Howling Commandos (2-0)
After the all marvel week and the all DC week we now ventured into the Amalgam Age of Comics.This was a 700 point night where 350 had to be from marvel and 350 had to be from DC. This made my decision very straightforward as I had to choose a keyword that exists in both of the universes. To the best of my knowledge there is only one: Atlantis. When choosing who to pick, I decided on Hulkmariner as opposed to the SI Namor which is usually my go-to Namor. I had just traded for the Amphibious Rex and was really excited about trying out the reversion power. Also, just to get you in the mood here’s a little tune I’ve grown to love:
http://www.youtube.com/watch?v=6l1GvDWtccI
IH049 Hulkmariner
IH033 Tiger Shark
SI028 Attuma
JL52005 Aquaman + New 52 ATA
JL52008 Mera + New 52 ATA
AN027 Ocean Master
CR047 Tempest
Soul Gem
The first battle was against a smattering of foes, most notably: Etrigan, Hawkeye, Deadpool, Nightcrawler and Dr. Manhattan. The battle took place amid the ruins of the Anura temple, which went just swimmingly for us. After moving around a bit, Tiger Shark is able to pick up the Soul gem and prepare for massive slaughter. Aquaman swims up and gets into Deadpool and Dr M’s faces while Tiger Shark, just for the halibut, runs up and guts Etrigan, leaving him bleeding in the water. Blows are traded back and forth while hulkmariner gets dragged away from the fighting by Nightcrawler. Eventually Etrigan falls prey to the jaws of Tiger Shark. The king of atlantis valiantly gave his life in order to save Mera, as did the Ocean Master. Then, right as Hawkeye was about to bite the big one, everybody got up and left the battlefield. Apparently Etrigan is less valuable than Orm and Orin, and Atlantis went into the next skirmish eager to repair their honor.

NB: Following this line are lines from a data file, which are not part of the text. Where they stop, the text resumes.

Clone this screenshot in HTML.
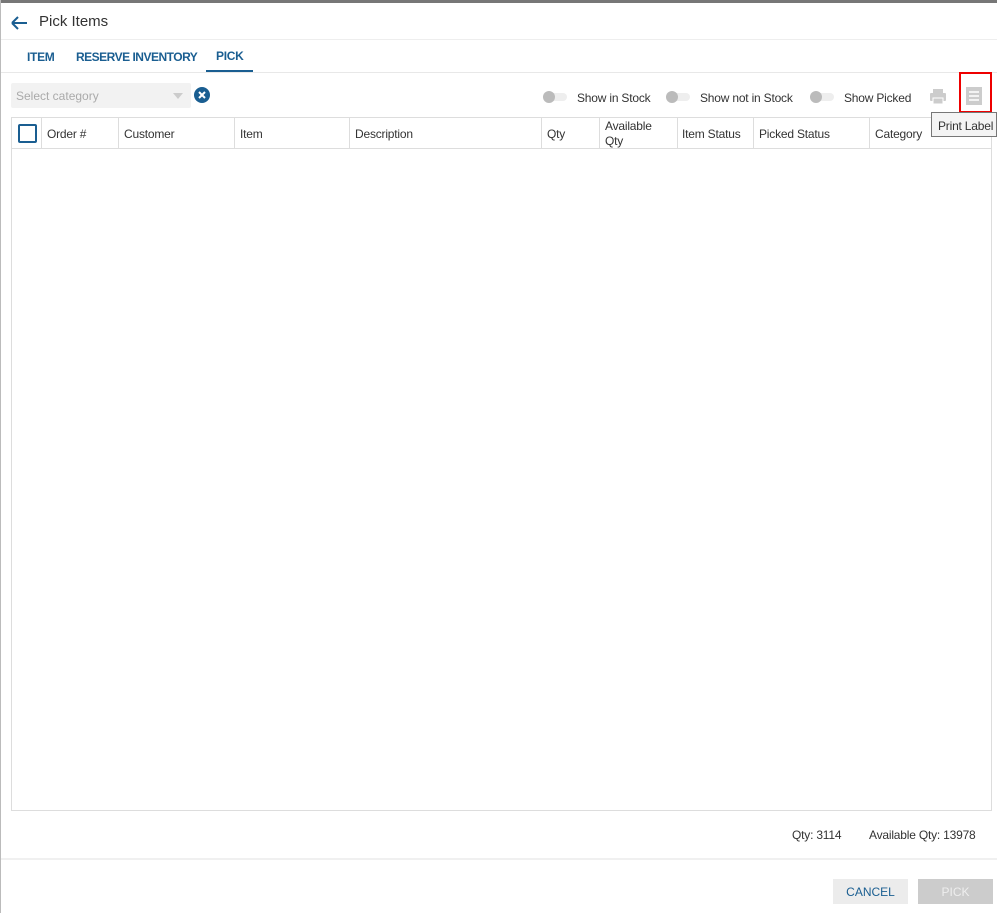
<!DOCTYPE html><html><head><style>
body{margin:0;width:997px;height:913px;background:#fff;font-family:"Segoe UI","Liberation Sans",sans-serif;position:relative;overflow:hidden;color:#333}
.a{position:absolute}
.t{font-size:12px;color:#333;letter-spacing:-0.2px}
</style></head><body>
<div class="a" style="left:0;top:0;width:997px;height:3px;background:#777"></div>
<div class="a" style="left:0;top:0;width:1px;height:913px;background:#bbb"></div>
<svg class="a" style="left:10px;top:15px" width="18" height="16"><path d="M2 8H17M2 8L8 2M2 8L8 14" stroke="#1a5e91" stroke-width="2" fill="none"/></svg>
<div class="a" style="left:39px;top:13px;font-size:15px;color:#333">Pick Items</div>
<div class="a" style="left:1px;top:39px;width:996px;height:1px;background:#eee"></div>
<div class="a" style="left:27px;top:50px;font-size:12px;font-weight:bold;color:#1a5e91;letter-spacing:-0.3px">ITEM</div>
<div class="a" style="left:76px;top:50px;font-size:12px;font-weight:bold;color:#1a5e91;letter-spacing:-0.5px">RESERVE INVENTORY</div>
<div class="a" style="left:216px;top:49px;font-size:12px;font-weight:bold;color:#1a5e91;letter-spacing:-0.3px">PICK</div>
<div class="a" style="left:206px;top:70px;width:47px;height:2px;background:#1a5e91"></div>
<div class="a" style="left:1px;top:72px;width:996px;height:1px;background:#e8e8e8"></div>
<div class="a" style="left:11px;top:83px;width:180px;height:25px;background:#f2f2f2;border-radius:2px"></div>
<div class="a" style="left:16px;top:89px;font-size:12px;color:#aaa">Select category</div>
<div class="a" style="left:173px;top:93px;width:0;height:0;border-left:5px solid transparent;border-right:5px solid transparent;border-top:6px solid #ccc"></div>
<svg class="a" style="left:194px;top:87px" width="16" height="16"><circle cx="8" cy="8" r="8" fill="#1a5e91"/><path d="M5 5L11 11M11 5L5 11" stroke="#fff" stroke-width="2"/></svg>
<div class="a" style="left:543px;top:93px;width:24px;height:8px;border-radius:4px;background:#eee"></div><div class="a" style="left:543px;top:91px;width:12px;height:12px;border-radius:6px;background:#bbb"></div>
<div class="a t" style="left:577px;top:91px">Show in Stock</div>
<div class="a" style="left:666px;top:93px;width:24px;height:8px;border-radius:4px;background:#eee"></div><div class="a" style="left:666px;top:91px;width:12px;height:12px;border-radius:6px;background:#bbb"></div>
<div class="a t" style="left:700px;top:91px">Show not in Stock</div>
<div class="a" style="left:810px;top:93px;width:24px;height:8px;border-radius:4px;background:#eee"></div><div class="a" style="left:810px;top:91px;width:12px;height:12px;border-radius:6px;background:#bbb"></div>
<div class="a t" style="left:844px;top:91px">Show Picked</div>
<svg class="a" style="left:929px;top:88px" width="18" height="17"><rect x="4" y="1" width="10" height="4" fill="#ccc"/><rect x="1" y="5" width="16" height="8" rx="1" fill="#ccc"/><rect x="4" y="10" width="10" height="6" fill="#ccc" stroke="#fff"/></svg>
<div class="a" style="left:959px;top:72px;width:29px;height:37px;border:2px solid #e00"></div>
<svg class="a" style="left:965px;top:86px" width="18" height="20"><rect x="1" y="1" width="16" height="18" fill="#ccc"/><path d="M4 6H14M4 10H14M4 14H14" stroke="#fff" stroke-width="1.5"/></svg>
<div class="a" style="left:11px;top:117px;width:979px;height:692px;border:1px solid #ddd"></div>
<div class="a" style="left:12px;top:148px;width:979px;height:1px;background:#ddd"></div>
<div class="a" style="left:18px;top:124px;width:15px;height:15px;border:2px solid #1a5e91;border-radius:2px"></div>
<div class="a" style="left:41px;top:118px;width:1px;height:30px;background:#ddd"></div>
<div class="a" style="left:118px;top:118px;width:1px;height:30px;background:#ddd"></div>
<div class="a" style="left:234px;top:118px;width:1px;height:30px;background:#ddd"></div>
<div class="a" style="left:349px;top:118px;width:1px;height:30px;background:#ddd"></div>
<div class="a" style="left:541px;top:118px;width:1px;height:30px;background:#ddd"></div>
<div class="a" style="left:599px;top:118px;width:1px;height:30px;background:#ddd"></div>
<div class="a" style="left:677px;top:118px;width:1px;height:30px;background:#ddd"></div>
<div class="a" style="left:753px;top:118px;width:1px;height:30px;background:#ddd"></div>
<div class="a" style="left:869px;top:118px;width:1px;height:30px;background:#ddd"></div>
<div class="a t" style="left:47px;top:127px">Order #</div>
<div class="a t" style="left:124px;top:127px">Customer</div>
<div class="a t" style="left:240px;top:127px">Item</div>
<div class="a t" style="left:355px;top:127px">Description</div>
<div class="a t" style="left:547px;top:127px">Qty</div>
<div class="a t" style="left:605px;top:119px;line-height:15px">Available<br>Qty</div>
<div class="a t" style="left:682px;top:127px">Item Status</div>
<div class="a t" style="left:759px;top:127px">Picked Status</div>
<div class="a t" style="left:875px;top:127px">Category</div>
<div class="a" style="left:931px;top:112px;width:66px;height:25px;background:#f4f4f4;border:1px solid #777;box-sizing:border-box"></div>
<div class="a t" style="left:938px;top:119px">Print Label</div>
<div class="a t" style="left:792px;top:828px">Qty: 3114</div>
<div class="a t" style="left:869px;top:828px">Available Qty: 13978</div>
<div class="a" style="left:1px;top:858px;width:996px;height:2px;background:#f0f0f0"></div>
<div class="a" style="left:833px;top:879px;width:75px;height:25px;background:#ececec"></div>
<div class="a" style="left:833px;top:885px;width:75px;text-align:center;font-size:12px;color:#1a5e91">CANCEL</div>
<div class="a" style="left:918px;top:879px;width:75px;height:25px;background:#ccc"></div>
<div class="a" style="left:918px;top:885px;width:75px;text-align:center;font-size:12px;color:#eee">PICK</div>
</body></html>
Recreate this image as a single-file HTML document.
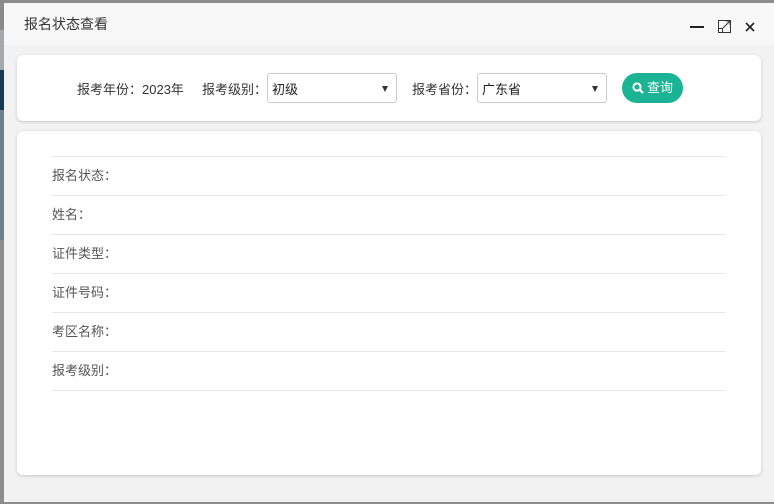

The next folks to go up against the Legion of the Lagoons got swept up so quickly that there was little to say. Tiger Shark once again picked up the soul gem and Hulkmariner had some fun with the Dumpster. After people were sufficiently beaten up there was a feeding frenzy on the poor Supergirl who happened to be wading by.
The Final battle was another rather uneventful one. It started out as most of the other games with Tiger Shark picking up the soul gem and baring his teeth menacingly. Additionally, Attuma managed to pick up the Nova Helmet and began flying around having a grand old time. The opening blow was initiated by Mera telekinising Mulkmariner up to Hawkeye, who he promptly turned into a puddle of chum by mashing him with the tank turret. Attuma let off a few tidal waves that smoked Steve Rogers and Nick Fury who were standing by the edge of the water and tiger shark played clean up by eating everybody else.
I actually love Atlantis and play them quite a lot. I have about six of the Atlantian soldiers that I didn’t get to use. While all three of my games were on the Anura temple the team up of Tiger Shark who gets bonuses for starting in water and Tempest who makes water is really fantastic
Atlantis (2-1)
Arthur Wynne
09/24/2012, 04:30
That's a nice Atlantis team!
Also, is it just me or do you tend to have great luck with picking up relics and disarming Bombs?
Ya know, now that you mention it, I have had fairly good luck with the bombs and objects. I don't play with them too often as I wrote them off as I wrote them off as an Improbablw waste, but i suppose a 1/3 chance isn't too terrible.
Also I need help deciding on teams for my next two tournaments. The first is a 1200 pointer and I'm torn between Black Lanterns and Exiles. Following that is a 400 one that I havn't decided between Winter Guard or Agency X. WHAT SAY YOU FELLOW PLAYERS?!
Roderic_Cliche
09/24/2012, 21:53
Exiles at 1200 lets you build a GOOD 800 point build and add Nemesis at 400.
Nemesis 400
Proteus 190
Mimic 148
Power Princess 107
Spider-Man 92
Psylocke 74
Longshot 66
Nocturne 65
Blink 52
1194 Exiles. Fill in the other 6 points how you like. If it's Golden Age, add a Dumpster, Bookcase, and Computer Terminal for pain. I ran a Gamma Bomb instead of the Computer Terminal the other night.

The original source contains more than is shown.